## MATERIAL FOR THIS EXERCISE
________________________
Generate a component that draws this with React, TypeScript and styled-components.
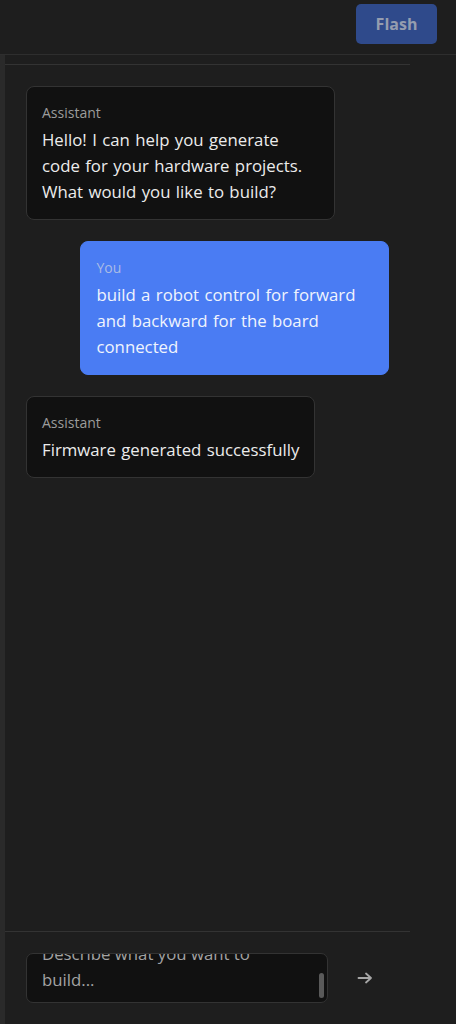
import React from "react";
import styled, { createGlobalStyle } from "styled-components";

const Global = createGlobalStyle`
  html, body { margin: 0; padding: 0; background: #1e1e1e; }
  body { font-family: "Open Sans", "Noto Sans", sans-serif; }
  * { box-sizing: border-box; }
`;

const Page = styled.div`
  height: 1024px;
  display: flex;
  flex-direction: column;
  background: #1e1e1e;
  color: #e8e8e8;
`;

const Header = styled.header`
  height: 55px;
  flex: none;
  display: flex;
  justify-content: flex-end;
  align-items: flex-start;
  padding: 4px 19px 0 0;
  border-bottom: 1px solid #2e2e2e;
`;

const FlashButton = styled.button`
  width: 81px;
  height: 40px;
  border: none;
  border-radius: 5px;
  background: #2f4a8b;
  color: #959daf;
  font-family: inherit;
  font-size: 16px;
  font-weight: 700;
`;

const Body = styled.div`
  flex: 1;
  display: flex;
  min-height: 0;
`;

const Strip = styled.div`
  width: 5px;
  flex: none;
  background: #2a2a2a;
`;

const ChatPanel = styled.section`
  width: 405px;
  flex: none;
  display: flex;
  flex-direction: column;
  padding-top: 9px;
`;

const Messages = styled.div`
  flex: 1;
  border-top: 1px solid #333333;
  padding: 21px;
  display: flex;
  flex-direction: column;
  gap: 21px;
`;

const Bubble = styled.div<{ $user?: boolean }>`
  max-width: 85%;
  align-self: ${(p) => (p.$user ? "flex-end" : "flex-start")};
  background: ${(p) => (p.$user ? "#4a7cf3" : "#111111")};
  border: 1px solid ${(p) => (p.$user ? "#4a7cf3" : "#333333")};
  border-radius: 8px;
  padding: 16px 15px 14px;
`;

const Role = styled.div<{ $user?: boolean }>`
  font-size: 14px;
  line-height: 20px;
  margin-bottom: 4px;
  color: ${(p) => (p.$user ? "#a9bbe6" : "#9c9c9c")};
`;

const Text = styled.div<{ $user?: boolean }>`
  font-size: 16.8px;
  line-height: 26px;
  word-spacing: 1px;
  color: ${(p) => (p.$user ? "#f0f4fd" : "#ececec")};
`;

const Composer = styled.div`
  flex: none;
  border-top: 1px solid #333333;
  padding: 21px;
  display: flex;
  align-items: center;
  gap: 12px;
`;

const Field = styled.div`
  position: relative;
  flex: 1;
  height: 50px;
  background: #111111;
  border: 1px solid #333333;
  border-radius: 7px;
  overflow: hidden;
  display: flex;
  flex-direction: column;
  justify-content: flex-end;
  padding: 0 50px 9px 15px;
`;

const Placeholder = styled.div`
  font-size: 16.8px;
  line-height: 26px;
  color: #a3a3a3;
`;

const Thumb = styled.div`
  position: absolute;
  right: 3px;
  top: 19px;
  width: 5px;
  height: 25px;
  border-radius: 3px;
  background: #5a5a5a;
`;

const SendButton = styled.button`
  width: 49px;
  height: 40px;
  flex: none;
  background: transparent;
  border: none;
  padding: 0;
  color: #a6a6a6;
  display: flex;
  align-items: center;
  justify-content: center;
`;

const Rest = styled.div`
  flex: 1;
`;

const messages = [
  {
    user: false,
    text: "Hello! I can help you generate code for your hardware projects. What would you like to build?",
  },
  {
    user: true,
    text: "build a robot control for forward and backward for the board connected",
  },
  { user: false, text: "Firmware generated successfully" },
];

export default function App() {
  return (
    <Page>
      <Global />
      <Header>
        <FlashButton>Flash</FlashButton>
      </Header>
      <Body>
        <Strip />
        <ChatPanel>
          <Messages>
            {messages.map((m, i) => (
              <Bubble key={i} $user={m.user}>
                <Role $user={m.user}>{m.user ? "You" : "Assistant"}</Role>
                <Text $user={m.user}>{m.text}</Text>
              </Bubble>
            ))}
          </Messages>
          <Composer>
            <Field>
              <Placeholder>Describe what you want to build...</Placeholder>
              <Thumb />
            </Field>
            <SendButton aria-label="Send">
              <svg width="16" height="12" viewBox="0 0 16 12" fill="none">
                <path
                  d="M1.5 6H14M9 1.5L14 6L9 10.5"
                  stroke="currentColor"
                  strokeWidth="1.8"
                  strokeLinecap="round"
                  strokeLinejoin="round"
                />
              </svg>
            </SendButton>
          </Composer>
        </ChatPanel>
        <Rest />
      </Body>
    </Page>
  );
}
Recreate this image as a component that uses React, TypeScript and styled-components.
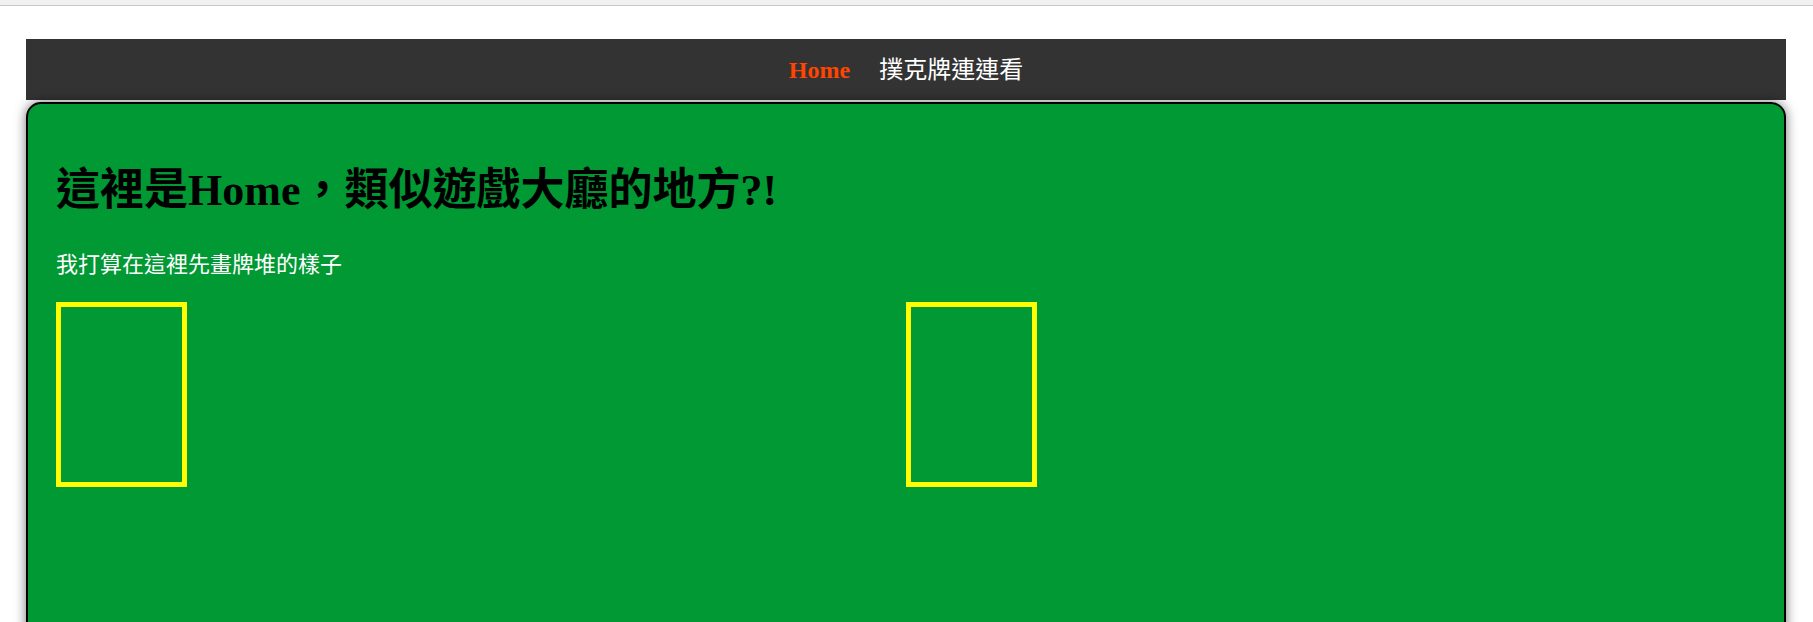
________________________
Transcribe the entries above verbatim, omitting their pictures.

Generate a component that draws this with React, TypeScript and styled-components.
import React from "react";
import styled, { createGlobalStyle } from "styled-components";

const Global = createGlobalStyle`
  html, body { margin: 0; padding: 0; background: #1e1e1e; }
  body { font-family: "Open Sans", "Noto Sans", sans-serif; }
  * { box-sizing: border-box; }
`;

const Page = styled.div`
  height: 1024px;
  display: flex;
  flex-direction: column;
  background: #1e1e1e;
  color: #e8e8e8;
`;

const Header = styled.header`
  height: 55px;
  flex: none;
  display: flex;
  justify-content: flex-end;
  align-items: flex-start;
  padding: 4px 19px 0 0;
  border-bottom: 1px solid #2e2e2e;
`;

const FlashButton = styled.button`
  width: 81px;
  height: 40px;
  border: none;
  border-radius: 5px;
  background: #2f4a8b;
  color: #959daf;
  font-family: inherit;
  font-size: 16px;
  font-weight: 700;
`;

const Body = styled.div`
  flex: 1;
  display: flex;
  min-height: 0;
`;

const Strip = styled.div`
  width: 5px;
  flex: none;
  background: #2a2a2a;
`;

const ChatPanel = styled.section`
  width: 405px;
  flex: none;
  display: flex;
  flex-direction: column;
  padding-top: 9px;
`;

const Messages = styled.div`
  flex: 1;
  border-top: 1px solid #333333;
  padding: 21px;
  display: flex;
  flex-direction: column;
  gap: 21px;
`;

const Bubble = styled.div<{ $user?: boolean }>`
  max-width: 85%;
  align-self: ${(p) => (p.$user ? "flex-end" : "flex-start")};
  background: ${(p) => (p.$user ? "#4a7cf3" : "#111111")};
  border: 1px solid ${(p) => (p.$user ? "#4a7cf3" : "#333333")};
  border-radius: 8px;
  padding: 16px 15px 14px;
`;

const Role = styled.div<{ $user?: boolean }>`
  font-size: 14px;
  line-height: 20px;
  margin-bottom: 4px;
  color: ${(p) => (p.$user ? "#a9bbe6" : "#9c9c9c")};
`;

const Text = styled.div<{ $user?: boolean }>`
  font-size: 16.8px;
  line-height: 26px;
  word-spacing: 1px;
  color: ${(p) => (p.$user ? "#f0f4fd" : "#ececec")};
`;

const Composer = styled.div`
  flex: none;
  border-top: 1px solid #333333;
  padding: 21px;
  display: flex;
  align-items: center;
  gap: 12px;
`;

const Field = styled.div`
  position: relative;
  flex: 1;
  height: 50px;
  background: #111111;
  border: 1px solid #333333;
  border-radius: 7px;
  overflow: hidden;
  display: flex;
  flex-direction: column;
  justify-content: flex-end;
  padding: 0 50px 9px 15px;
`;

const Placeholder = styled.div`
  font-size: 16.8px;
  line-height: 26px;
  color: #a3a3a3;
`;

const Thumb = styled.div`
  position: absolute;
  right: 3px;
  top: 19px;
  width: 5px;
  height: 25px;
  border-radius: 3px;
  background: #5a5a5a;
`;

const SendButton = styled.button`
  width: 49px;
  height: 40px;
  flex: none;
  background: transparent;
  border: none;
  padding: 0;
  color: #a6a6a6;
  display: flex;
  align-items: center;
  justify-content: center;
`;

const Rest = styled.div`
  flex: 1;
`;

const messages = [
  {
    user: false,
    text: "Hello! I can help you generate code for your hardware projects. What would you like to build?",
  },
  {
    user: true,
    text: "build a robot control for forward and backward for the board connected",
  },
  { user: false, text: "Firmware generated successfully" },
];

export default function App() {
  return (
    <Page>
      <Global />
      <Header>
        <FlashButton>Flash</FlashButton>
      </Header>
      <Body>
        <Strip />
        <ChatPanel>
          <Messages>
            {messages.map((m, i) => (
              <Bubble key={i} $user={m.user}>
                <Role $user={m.user}>{m.user ? "You" : "Assistant"}</Role>
                <Text $user={m.user}>{m.text}</Text>
              </Bubble>
            ))}
          </Messages>
          <Composer>
            <Field>
              <Placeholder>Describe what you want to build...</Placeholder>
              <Thumb />
            </Field>
            <SendButton aria-label="Send">
              <svg width="16" height="12" viewBox="0 0 16 12" fill="none">
                <path
                  d="M1.5 6H14M9 1.5L14 6L9 10.5"
                  stroke="currentColor"
                  strokeWidth="1.8"
                  strokeLinecap="round"
                  strokeLinejoin="round"
                />
              </svg>
            </SendButton>
          </Composer>
        </ChatPanel>
        <Rest />
      </Body>
    </Page>
  );
}
Recreate this image as a component that uses React, TypeScript and styled-components.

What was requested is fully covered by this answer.